== Given request ==
Copy all of the material exactly. Pictures are not to appear in the copy.

################

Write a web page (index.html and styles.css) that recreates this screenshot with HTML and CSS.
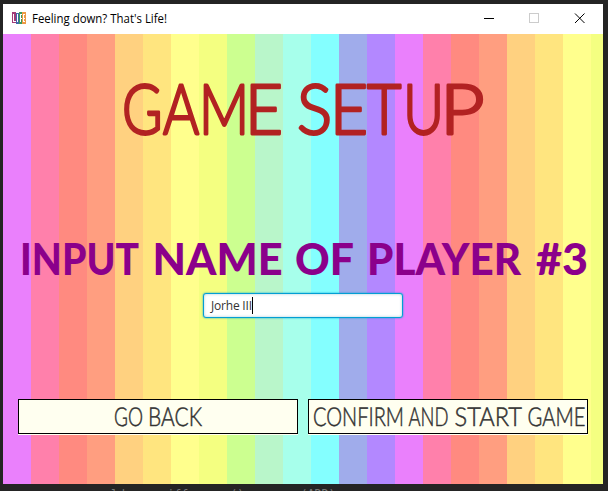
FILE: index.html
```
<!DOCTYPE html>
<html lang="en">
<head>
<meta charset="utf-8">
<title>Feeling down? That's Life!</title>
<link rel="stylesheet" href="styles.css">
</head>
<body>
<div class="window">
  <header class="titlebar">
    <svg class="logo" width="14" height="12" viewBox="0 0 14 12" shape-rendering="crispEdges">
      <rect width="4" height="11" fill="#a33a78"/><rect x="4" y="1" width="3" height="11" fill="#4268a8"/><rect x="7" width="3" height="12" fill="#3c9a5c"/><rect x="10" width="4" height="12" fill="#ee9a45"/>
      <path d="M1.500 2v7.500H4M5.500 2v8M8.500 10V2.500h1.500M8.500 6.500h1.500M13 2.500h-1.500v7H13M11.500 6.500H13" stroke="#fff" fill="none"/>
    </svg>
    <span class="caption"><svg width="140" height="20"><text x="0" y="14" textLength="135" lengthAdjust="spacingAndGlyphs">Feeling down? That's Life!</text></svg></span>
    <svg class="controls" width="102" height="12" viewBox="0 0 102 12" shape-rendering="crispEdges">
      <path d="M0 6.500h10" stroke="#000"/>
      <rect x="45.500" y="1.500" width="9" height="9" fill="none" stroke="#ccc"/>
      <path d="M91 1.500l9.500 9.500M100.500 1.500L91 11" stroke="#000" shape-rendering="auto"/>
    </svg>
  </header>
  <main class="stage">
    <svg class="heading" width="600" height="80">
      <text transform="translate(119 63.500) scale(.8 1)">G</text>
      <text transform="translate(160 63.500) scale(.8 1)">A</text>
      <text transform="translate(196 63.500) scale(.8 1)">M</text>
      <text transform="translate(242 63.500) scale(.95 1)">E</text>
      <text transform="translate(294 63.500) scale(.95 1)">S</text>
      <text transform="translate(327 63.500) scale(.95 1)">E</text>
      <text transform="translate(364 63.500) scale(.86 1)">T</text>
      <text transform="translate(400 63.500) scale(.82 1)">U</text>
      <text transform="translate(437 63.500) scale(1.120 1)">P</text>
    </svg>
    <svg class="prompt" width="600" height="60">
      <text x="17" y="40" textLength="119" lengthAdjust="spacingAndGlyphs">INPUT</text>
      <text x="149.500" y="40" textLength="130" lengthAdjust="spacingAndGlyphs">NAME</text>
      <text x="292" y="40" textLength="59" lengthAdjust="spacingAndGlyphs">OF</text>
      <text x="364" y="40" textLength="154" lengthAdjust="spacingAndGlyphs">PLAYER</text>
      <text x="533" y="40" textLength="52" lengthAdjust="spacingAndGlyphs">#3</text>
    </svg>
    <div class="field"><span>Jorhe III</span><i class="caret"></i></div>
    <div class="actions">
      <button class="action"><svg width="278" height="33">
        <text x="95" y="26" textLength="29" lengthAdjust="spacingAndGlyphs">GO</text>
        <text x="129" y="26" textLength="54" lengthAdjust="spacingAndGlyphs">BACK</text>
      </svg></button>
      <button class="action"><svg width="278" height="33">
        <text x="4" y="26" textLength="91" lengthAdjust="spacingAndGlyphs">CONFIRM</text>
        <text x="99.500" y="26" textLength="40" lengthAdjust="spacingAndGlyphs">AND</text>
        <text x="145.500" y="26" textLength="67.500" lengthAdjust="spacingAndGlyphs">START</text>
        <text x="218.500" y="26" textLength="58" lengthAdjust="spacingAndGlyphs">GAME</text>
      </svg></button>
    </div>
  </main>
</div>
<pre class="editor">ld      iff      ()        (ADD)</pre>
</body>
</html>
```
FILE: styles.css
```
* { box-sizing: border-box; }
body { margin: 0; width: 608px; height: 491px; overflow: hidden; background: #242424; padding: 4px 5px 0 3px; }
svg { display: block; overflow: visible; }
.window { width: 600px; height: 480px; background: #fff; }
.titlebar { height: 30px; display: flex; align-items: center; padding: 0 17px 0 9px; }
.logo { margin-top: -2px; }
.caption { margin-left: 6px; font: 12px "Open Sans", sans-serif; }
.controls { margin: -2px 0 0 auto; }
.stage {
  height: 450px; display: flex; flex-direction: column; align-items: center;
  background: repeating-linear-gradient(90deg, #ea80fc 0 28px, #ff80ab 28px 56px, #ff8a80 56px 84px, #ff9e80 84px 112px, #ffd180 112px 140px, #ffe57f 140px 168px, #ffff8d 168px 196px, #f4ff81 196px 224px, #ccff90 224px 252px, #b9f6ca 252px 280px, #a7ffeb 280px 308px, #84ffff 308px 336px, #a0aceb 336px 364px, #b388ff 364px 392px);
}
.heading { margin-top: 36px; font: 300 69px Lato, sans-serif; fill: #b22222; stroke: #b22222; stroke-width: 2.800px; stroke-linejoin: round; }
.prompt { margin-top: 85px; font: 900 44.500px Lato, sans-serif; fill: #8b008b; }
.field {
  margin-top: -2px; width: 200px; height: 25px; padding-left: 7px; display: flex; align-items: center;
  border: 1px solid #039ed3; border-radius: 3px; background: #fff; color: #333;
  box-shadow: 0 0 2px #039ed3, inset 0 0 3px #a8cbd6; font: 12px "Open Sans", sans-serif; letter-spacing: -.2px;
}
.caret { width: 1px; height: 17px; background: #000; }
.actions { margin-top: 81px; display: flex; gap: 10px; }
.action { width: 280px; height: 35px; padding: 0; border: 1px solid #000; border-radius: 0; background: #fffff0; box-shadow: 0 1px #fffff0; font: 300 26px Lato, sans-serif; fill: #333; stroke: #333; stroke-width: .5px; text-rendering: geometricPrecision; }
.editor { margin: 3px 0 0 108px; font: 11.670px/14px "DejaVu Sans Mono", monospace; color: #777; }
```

################

== Reply ==
Write a web page (index.html and styles.css) that recreates this screenshot with HTML and CSS.
FILE: index.html
```
<!DOCTYPE html>
<html lang="en">
<head>
<meta charset="utf-8">
<title>Feeling down? That's Life!</title>
<link rel="stylesheet" href="styles.css">
</head>
<body>
<div class="window">
  <header class="titlebar">
    <svg class="logo" width="14" height="12" viewBox="0 0 14 12" shape-rendering="crispEdges">
      <rect width="4" height="11" fill="#a33a78"/><rect x="4" y="1" width="3" height="11" fill="#4268a8"/><rect x="7" width="3" height="12" fill="#3c9a5c"/><rect x="10" width="4" height="12" fill="#ee9a45"/>
      <path d="M1.500 2v7.500H4M5.500 2v8M8.500 10V2.500h1.500M8.500 6.500h1.500M13 2.500h-1.500v7H13M11.500 6.500H13" stroke="#fff" fill="none"/>
    </svg>
    <span class="caption"><svg width="140" height="20"><text x="0" y="14" textLength="135" lengthAdjust="spacingAndGlyphs">Feeling down? That's Life!</text></svg></span>
    <svg class="controls" width="102" height="12" viewBox="0 0 102 12" shape-rendering="crispEdges">
      <path d="M0 6.500h10" stroke="#000"/>
      <rect x="45.500" y="1.500" width="9" height="9" fill="none" stroke="#ccc"/>
      <path d="M91 1.500l9.500 9.500M100.500 1.500L91 11" stroke="#000" shape-rendering="auto"/>
    </svg>
  </header>
  <main class="stage">
    <svg class="heading" width="600" height="80">
      <text transform="translate(119 63.500) scale(.8 1)">G</text>
      <text transform="translate(160 63.500) scale(.8 1)">A</text>
      <text transform="translate(196 63.500) scale(.8 1)">M</text>
      <text transform="translate(242 63.500) scale(.95 1)">E</text>
      <text transform="translate(294 63.500) scale(.95 1)">S</text>
      <text transform="translate(327 63.500) scale(.95 1)">E</text>
      <text transform="translate(364 63.500) scale(.86 1)">T</text>
      <text transform="translate(400 63.500) scale(.82 1)">U</text>
      <text transform="translate(437 63.500) scale(1.120 1)">P</text>
    </svg>
    <svg class="prompt" width="600" height="60">
      <text x="17" y="40" textLength="119" lengthAdjust="spacingAndGlyphs">INPUT</text>
      <text x="149.500" y="40" textLength="130" lengthAdjust="spacingAndGlyphs">NAME</text>
      <text x="292" y="40" textLength="59" lengthAdjust="spacingAndGlyphs">OF</text>
      <text x="364" y="40" textLength="154" lengthAdjust="spacingAndGlyphs">PLAYER</text>
      <text x="533" y="40" textLength="52" lengthAdjust="spacingAndGlyphs">#3</text>
    </svg>
    <div class="field"><span>Jorhe III</span><i class="caret"></i></div>
    <div class="actions">
      <button class="action"><svg width="278" height="33">
        <text x="95" y="26" textLength="29" lengthAdjust="spacingAndGlyphs">GO</text>
        <text x="129" y="26" textLength="54" lengthAdjust="spacingAndGlyphs">BACK</text>
      </svg></button>
      <button class="action"><svg width="278" height="33">
        <text x="4" y="26" textLength="91" lengthAdjust="spacingAndGlyphs">CONFIRM</text>
        <text x="99.500" y="26" textLength="40" lengthAdjust="spacingAndGlyphs">AND</text>
        <text x="145.500" y="26" textLength="67.500" lengthAdjust="spacingAndGlyphs">START</text>
        <text x="218.500" y="26" textLength="58" lengthAdjust="spacingAndGlyphs">GAME</text>
      </svg></button>
    </div>
  </main>
</div>
<pre class="editor">ld      iff      ()        (ADD)</pre>
</body>
</html>
```
FILE: styles.css
```
* { box-sizing: border-box; }
body { margin: 0; width: 608px; height: 491px; overflow: hidden; background: #242424; padding: 4px 5px 0 3px; }
svg { display: block; overflow: visible; }
.window { width: 600px; height: 480px; background: #fff; }
.titlebar { height: 30px; display: flex; align-items: center; padding: 0 17px 0 9px; }
.logo { margin-top: -2px; }
.caption { margin-left: 6px; font: 12px "Open Sans", sans-serif; }
.controls { margin: -2px 0 0 auto; }
.stage {
  height: 450px; display: flex; flex-direction: column; align-items: center;
  background: repeating-linear-gradient(90deg, #ea80fc 0 28px, #ff80ab 28px 56px, #ff8a80 56px 84px, #ff9e80 84px 112px, #ffd180 112px 140px, #ffe57f 140px 168px, #ffff8d 168px 196px, #f4ff81 196px 224px, #ccff90 224px 252px, #b9f6ca 252px 280px, #a7ffeb 280px 308px, #84ffff 308px 336px, #a0aceb 336px 364px, #b388ff 364px 392px);
}
.heading { margin-top: 36px; font: 300 69px Lato, sans-serif; fill: #b22222; stroke: #b22222; stroke-width: 2.800px; stroke-linejoin: round; }
.prompt { margin-top: 85px; font: 900 44.500px Lato, sans-serif; fill: #8b008b; }
.field {
  margin-top: -2px; width: 200px; height: 25px; padding-left: 7px; display: flex; align-items: center;
  border: 1px solid #039ed3; border-radius: 3px; background: #fff; color: #333;
  box-shadow: 0 0 2px #039ed3, inset 0 0 3px #a8cbd6; font: 12px "Open Sans", sans-serif; letter-spacing: -.2px;
}
.caret { width: 1px; height: 17px; background: #000; }
.actions { margin-top: 81px; display: flex; gap: 10px; }
.action { width: 280px; height: 35px; padding: 0; border: 1px solid #000; border-radius: 0; background: #fffff0; box-shadow: 0 1px #fffff0; font: 300 26px Lato, sans-serif; fill: #333; stroke: #333; stroke-width: .5px; text-rendering: geometricPrecision; }
.editor { margin: 3px 0 0 108px; font: 11.670px/14px "DejaVu Sans Mono", monospace; color: #777; }
```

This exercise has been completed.